On February 12 after a barrage of artillery, Lambert, under a flag of truce, called on the fort to surrender. He demanded that Major Lawrence accept British terms to prevent the needless slaughter of his men. Lawrence realised the vulnerability of the fort. It had no casemates to protect the gunpowder magazine, or the wounded, and it lacked land facing ramparts, which would cost a lot of men to defend. Lawrence reluctantly surrendered to the British, after having resisted for five days. An alternative history from British sources explains that on 11 February, before opening fire, Lambert called upon the fort to surrender. After negotiations, it was agreed that the Americans would leave as prisoners of war the following morning. The Governor reportedly begged for the delay "as so many of his men had got drunk." That was agreed to, with the gate of the fort moving to British control on 11 February, according to a British regimental historian.

===Aftermath===

With Mobile Bay secured by British warships and Fort Bowyer now under British control, the remaining American forces in the area hurried to Mobile to prepare for the expected onslaught there. With Fort Bowyer under control, Admiral Cochrane and General Lambert's next move was to take Mobile.

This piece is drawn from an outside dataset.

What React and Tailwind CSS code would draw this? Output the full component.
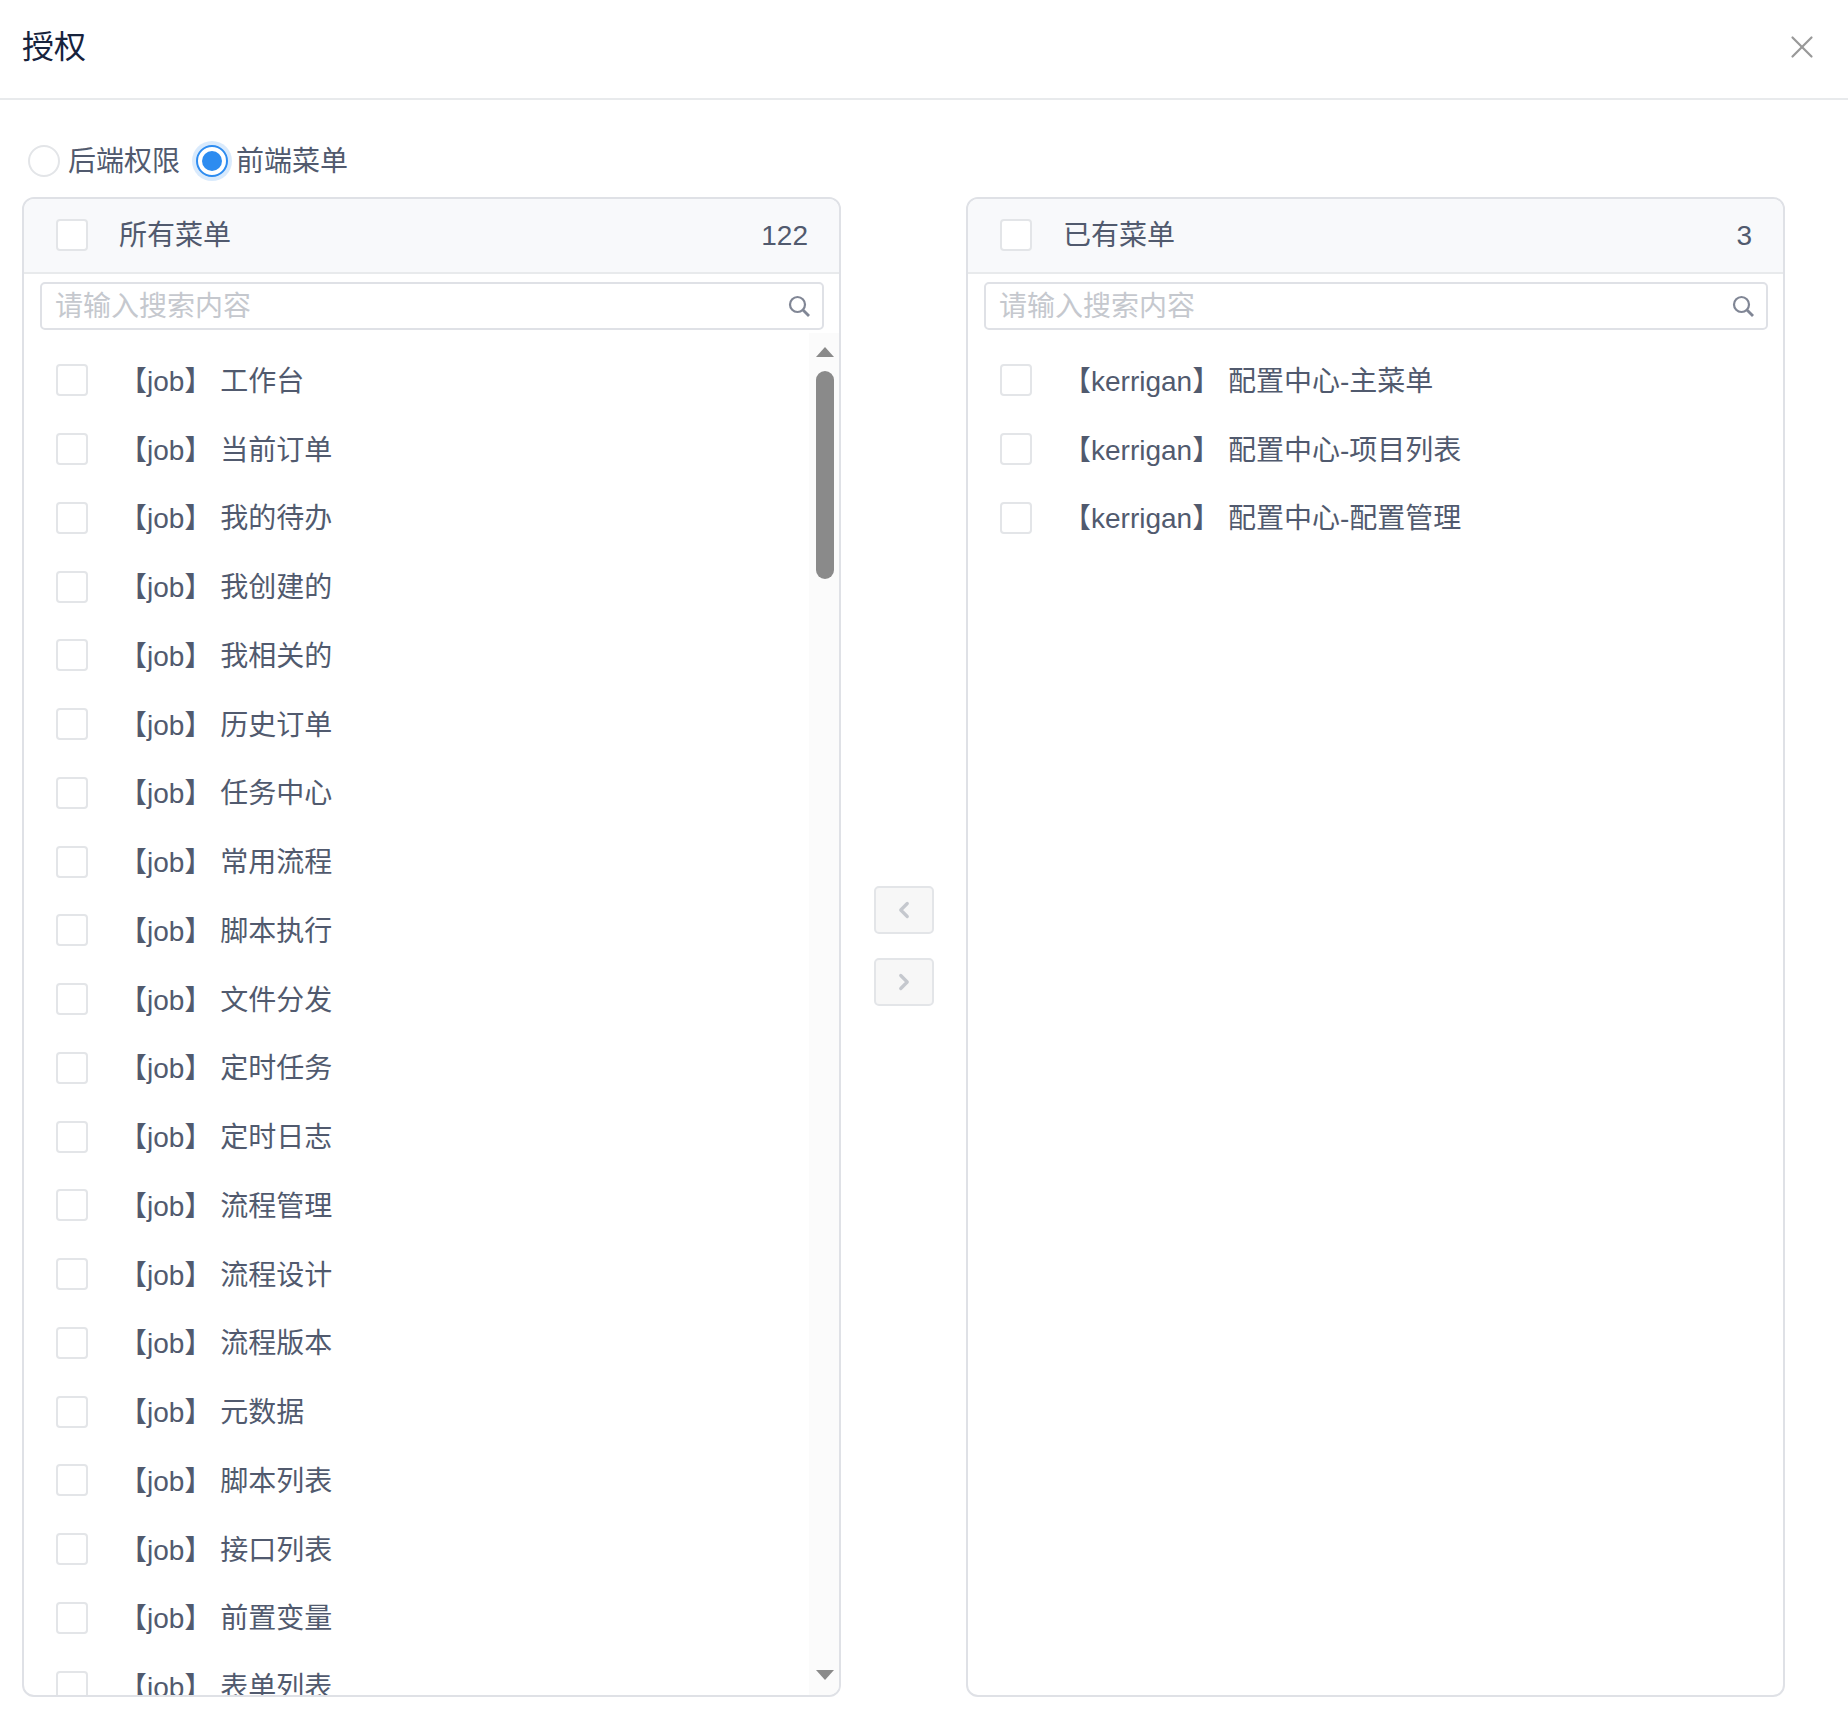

All British plans were cancelled when arrived on February 13, carrying news that the Treaty of Ghent had been signed on the previous Christmas Eve. When news of ratification of the treaty arrived on March 5, ending the war, the British withdrew.

The final attachment of Mobile to the United States from the Spanish Empire was the only permanent exchange of territory during the War of 1812.

Fort Bowyer subsequently reverted to U.S. control. The War Department would later replace it with the more heavily fortified Fort Morgan.

Two active battalions of the Regular Army (1-1 Inf and 2-1 Inf) perpetuate the lineage of elements of the old 2nd Infantry that was present at Fort Bowyer in both 1814 and 1815.